Portable and Vehicle-Mounted Generators
Portable generators follow a simplified set of rules. The generator’s metal frame can serve as the grounding point, eliminating the need for a separate grounding electrode like a ground rod, as long as specific conditions are met. The generator must only supply equipment that is either mounted directly on the generator or connected through cord-and-plug receptacles built into the unit. All receptacle grounding terminals, non-current-carrying metal parts of connected equipment, and the generator frame must be bonded together.
This is why portable generators used on job sites or during power outages don’t typically need a ground rod driven into the earth. The frame itself acts as the ground reference for everything plugged into it. If the generator feeds a building’s wiring through a transfer switch, however, the standard grounding rules for the building’s electrical system apply.

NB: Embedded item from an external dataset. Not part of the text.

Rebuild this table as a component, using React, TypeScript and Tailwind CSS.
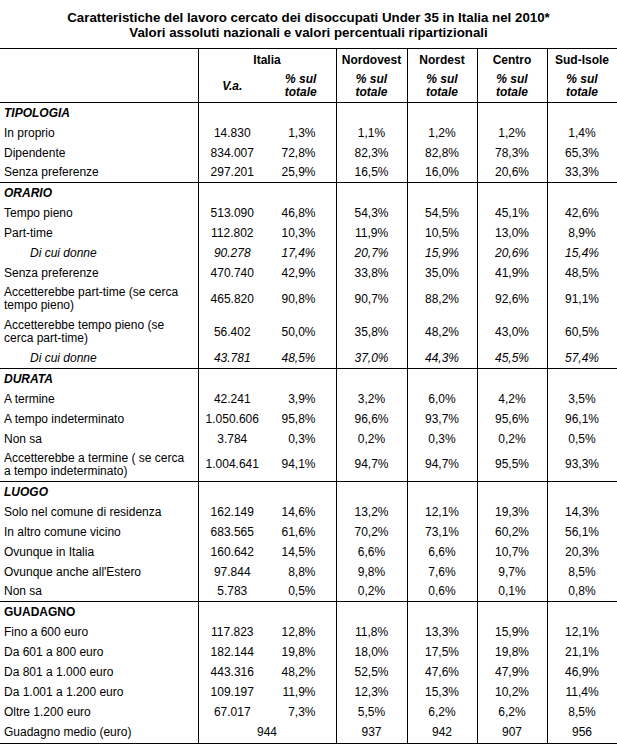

Solar Photovoltaic Systems
Solar PV arrays operate on DC power and have their own grounding provisions under the NEC. PV systems can use various configurations, including two-wire circuits and solidly grounded circuits. The critical safety requirement is ground-fault protection: any PV DC circuit exceeding 30 volts or 8 amperes must have a Ground-Fault Detector-Interrupter (GFDI) to reduce fire risk. This device detects current leaking to ground and disconnects the faulted circuit.
GFDI equipment must provide a visible fault indication at an accessible location so system owners or maintenance personnel can identify problems. Some solidly grounded PV circuits are exempt from the GFDI requirement, but the vast majority of residential and commercial solar installations exceed the 30-volt and 8-ampere thresholds and need this protection.
Grounding Electrode Requirements
Once you’ve established that a system must be grounded, the NEC specifies what it connects to. There are eight recognized types of grounding electrodes:
- Metal underground water pipe, at least 10 feet in contact with earth
- Concrete-encased electrode, sometimes called a “Ufer ground,” using rebar or bare copper encased in a building’s foundation
- Metal in-ground support structure, such as steel building columns with direct earth contact
- Ground ring, a bare copper conductor encircling the building underground
- Rod and pipe electrodes, the classic 8-foot ground rod driven into the earth
- Plate electrodes, flat metal plates buried at a minimum depth
- Other listed electrodes, commercially manufactured products tested and approved for grounding
- Other local underground metal systems, such as well casings or underground tanks
A key rule that often catches people off guard: any of these electrodes that already exist at a building must be bonded together into a single grounding electrode system. You can’t pick one and ignore the others. If your building has a metal water pipe entering the foundation and rebar in the concrete slab, both must be connected. This creates multiple paths to earth and lowers the overall resistance of the grounding system, which helps fault current flow efficiently and trip protective devices quickly.